Most of the code we provide and should require little hands on work from you.

However, we do still recommend you to go through some basic examples available at the [Keras homepage](https://keras.io/examples/).


In [None]:
import tensorflow
from tensorflow import keras

# Overview of the remaining labs

Lab 2 - In this lab, we will focus on interpretable models. Traditional statistical models, such as linear regression, are usually referred to as intrisically interpretable models as they are easily understood what they have learned and how the perform their actions.

Lab 3 - Here, we will venture through global model-agnostic methods.
We will identify the feature importance of datasets using feature importance permutation and go through thte use of global surrogate models.

Lab 4 - Local model-agnostic methods is the topic for this lab. SHAP and LIME will be used to explain individual predictions to determine the effect and importance of each feature in the model.

Lab 5 - Neural networks is the final topic of the lab sessions.

# Your view of XAI, project idea, applications of XAI, etc.

Provide an instance in your line of work where you would like to apply the techniques you will learn in this Explainable AI course. It could be a specific use case where you would like to explain how a model performs a specific task, it could be a general overview where you think explainability is especially important in your domain/workplace, what your current view of explainable AI is, etc. This is an open ended question where you are free to write whatever you please.
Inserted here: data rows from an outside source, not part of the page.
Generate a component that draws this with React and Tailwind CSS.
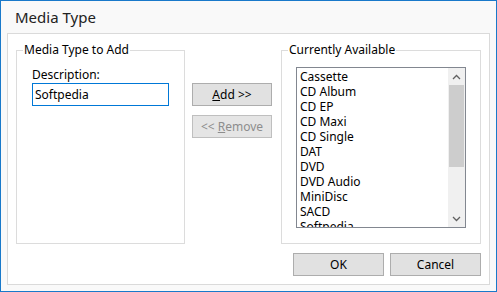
import React from 'react';

const items = [
  'Cassette',
  'CD Album',
  'CD EP',
  'CD Maxi',
  'CD Single',
  'DAT',
  'DVD',
  'DVD Audio',
  'MiniDisc',
  'SACD',
  'Softpedia',
];

const Chevron = ({ up }) => (
  <svg width="9" height="6" viewBox="0 0 9 6">
    <path
      d={up ? 'M1 5 L4.5 1.5 L8 5' : 'M1 1 L4.5 4.5 L8 1'}
      fill="none"
      stroke="#606060"
      strokeWidth="1.3"
    />
  </svg>
);

const GroupBox = ({ title, className, innerClass, children }) => (
  <fieldset className={`border border-[#dcdcdc] ${className}`}>
    <legend className="ml-[6px] px-[1px] text-[12px] leading-[16px] text-black">{title}</legend>
    <div className={innerClass}>{children}</div>
  </fieldset>
);

const App = () => {
  return (
    <div className="w-[497px] h-[292px] border border-[#1979ca] bg-[#f9f9f9] flex flex-col font-['Noto_Sans',sans-serif]">
      {/* Title bar */}
      <div className="h-[32px] flex items-center pl-[14px] text-[15px] text-[#222]">Media Type</div>

      {/* Dialog body */}
      <div className="mx-[6px] mb-[6px] flex-1 border border-[#dadada] bg-white flex flex-col pt-[8px] px-[8px] pb-[8px]">
        <div className="flex">
          <GroupBox title="Media Type to Add" className="w-[169px] h-[202px]" innerClass="px-[15px]">
            <div className="mt-[9px] text-[12px] leading-[16px] text-black">Description:</div>
            <div className="w-[137px] h-[23px] border border-[#0078d7] px-[2px] flex items-center text-[12px] text-black">
              Softpedia
            </div>
          </GroupBox>

          <div className="ml-[7px] w-[80px] flex flex-col gap-[9px] pt-[41px]">
            <button className="h-[23px] border border-[#adadad] bg-[#e1e1e1] text-[12px] text-black">
              <span className="underline">A</span>dd &gt;&gt;
            </button>
            <button className="h-[23px] border border-[#bfbfbf] bg-[#e5e5e5] text-[12px] text-[#8d8d8d]">
              &lt;&lt; <span className="underline">R</span>emove
            </button>
          </div>

          <GroupBox title="Currently Available" className="ml-[9px] w-[200px] h-[202px]" innerClass="px-[14px]">
            <div className="mt-[9px] h-[161px] border border-[#828790] flex">
              <div className="flex-1 overflow-hidden pl-[3px] pt-[1px] text-[12px] leading-[15px] text-black">
                {items.map((item) => (
                  <div key={item}>{item}</div>
                ))}
              </div>
              <div className="w-[17px] bg-[#f0f0f0] flex flex-col">
                <div className="h-[17px] flex items-center justify-center">
                  <Chevron up />
                </div>
                <div className="h-[82px] mx-[1px] bg-[#cdcdcd]" />
                <div className="flex-1" />
                <div className="h-[17px] flex items-center justify-center">
                  <Chevron />
                </div>
              </div>
            </div>
          </GroupBox>
        </div>

        <div className="mt-auto flex justify-end gap-[6px]">
          <button className="w-[91px] h-[23px] border border-[#adadad] bg-[#e1e1e1] text-[12px] text-black">OK</button>
          <button className="w-[91px] h-[23px] border border-[#adadad] bg-[#e1e1e1] text-[12px] text-black">Cancel</button>
        </div>
      </div>
    </div>
  );
};

export default App;
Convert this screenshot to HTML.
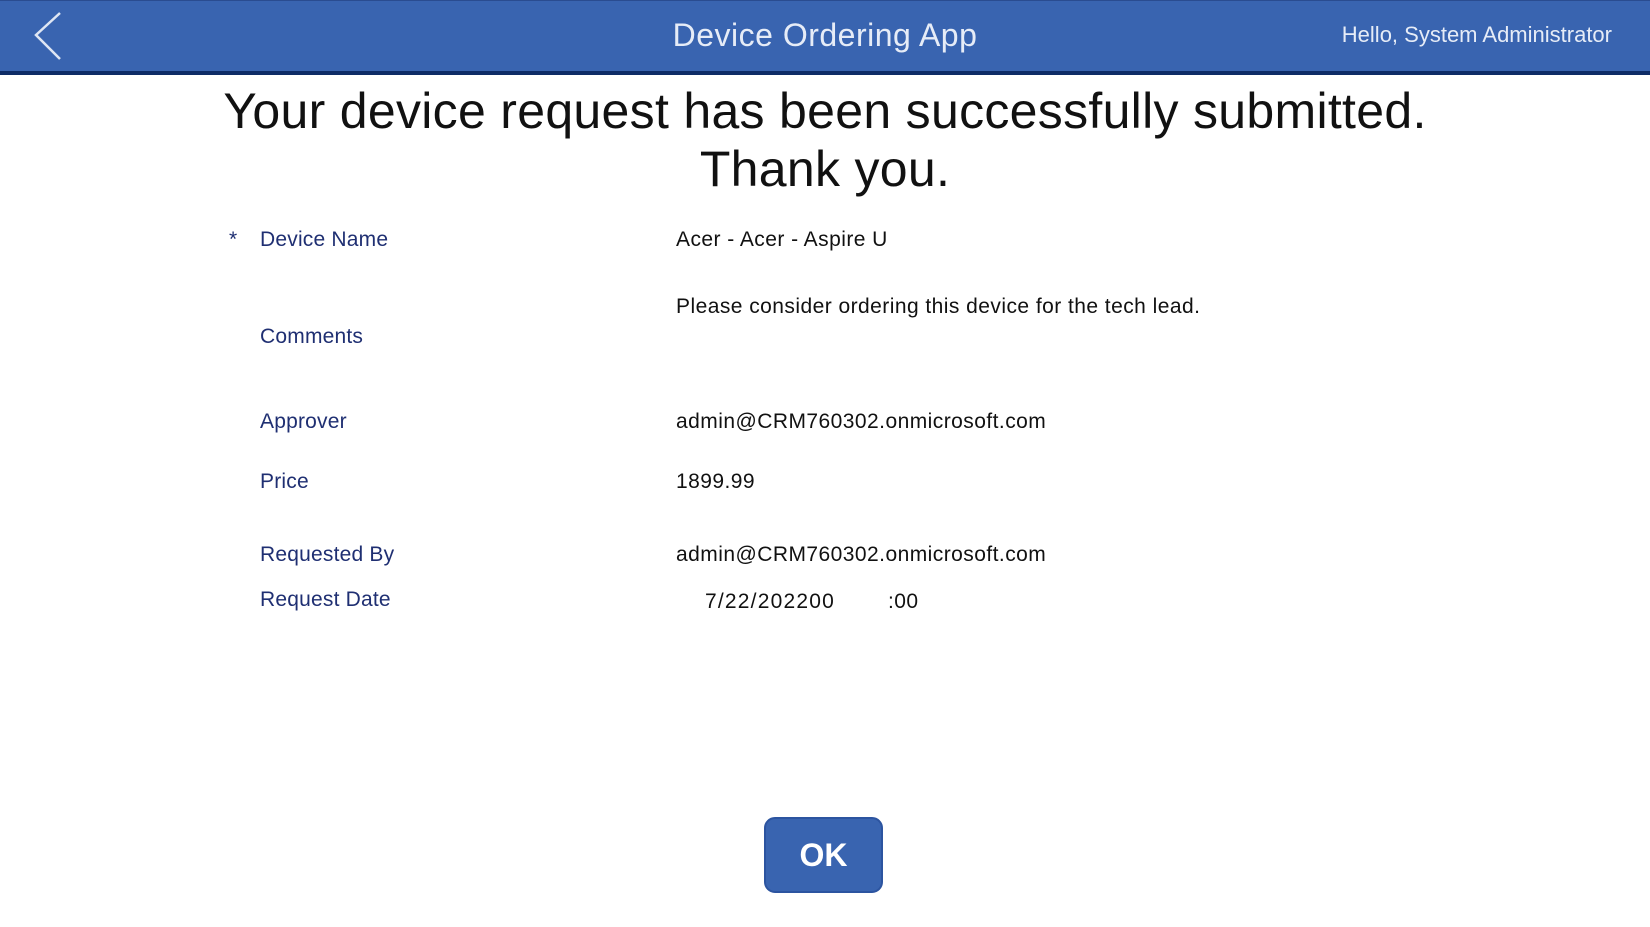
<!DOCTYPE html>
<html><head><meta charset="utf-8"><style>
body{margin:0;width:1650px;height:927px;background:#fff;font-family:"Liberation Sans",sans-serif;position:relative;overflow:hidden}
.hdr{position:absolute;left:0;top:0;width:1650px;height:70px;background:#3964b0;border-bottom:4px solid #0e2c66;border-top:1px solid #2a4c90}
.t{position:absolute;white-space:nowrap}
.lab{color:#1f2f72;font-size:21px;left:260px;letter-spacing:0.2px}
.val{color:#111;font-size:21px;left:676px;letter-spacing:0.45px}
</style></head><body>
<div class="hdr">
<svg style="position:absolute;left:30px;top:10px" width="40" height="52"><polyline points="30,2 6,24 30,48" fill="none" stroke="#dfe6f3" stroke-width="2.5"/></svg>
<div class="t" style="left:0;width:1650px;text-align:center;top:16px;font-size:32px;color:#e6ecf7;letter-spacing:0.5px">Device Ordering App</div>
<div class="t" style="right:38px;top:21px;font-size:22px;color:#e6ecf7">Hello, System Administrator</div>
</div>
<div class="t" style="left:0;width:1650px;text-align:center;top:82px;font-size:50px;line-height:58px;color:#111;letter-spacing:0.3px">Your device request has been successfully submitted.<br>Thank you.</div>
<div class="t lab" style="left:229px;top:228px">*</div>
<div class="t lab" style="top:228px">Device Name</div>
<div class="t val" style="top:228px">Acer - Acer - Aspire U</div>
<div class="t val" style="top:295px">Please consider ordering this device for the tech lead.</div>
<div class="t lab" style="top:325px">Comments</div>
<div class="t lab" style="top:410px">Approver</div>
<div class="t val" style="top:410px">admin@CRM760302.onmicrosoft.com</div>
<div class="t lab" style="top:470px">Price</div>
<div class="t val" style="top:470px">1899.99</div>
<div class="t lab" style="top:543px">Requested By</div>
<div class="t val" style="top:543px">admin@CRM760302.onmicrosoft.com</div>
<div class="t lab" style="top:588px">Request Date</div>
<div class="t val" style="left:705px;top:590px;letter-spacing:1.2px">7/22/202200</div>
<div class="t val" style="left:888px;top:590px">:00</div>
<div style="position:absolute;left:764px;top:817px;width:115px;height:72px;background:#3964b0;border:2px solid #2c54a0;border-radius:11px;color:#fff;font-weight:bold;font-size:32px;text-align:center;line-height:72px">OK</div>
</body></html>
Optionally, you could also propose a project to conduct during the course. This project is as well open ended and not mandatory for a grade in the course. Our intention with this project option is to provide a platform for you to discuss your idea during the interactive sessions and try to provide an explainable AI model. You are not required to provide any models or datasets, if there are privacy or NDA concerns, it is only for your own benefit. If you decide to try and make a project, try and explain the problem you are trying to solve and how explainability might help with that.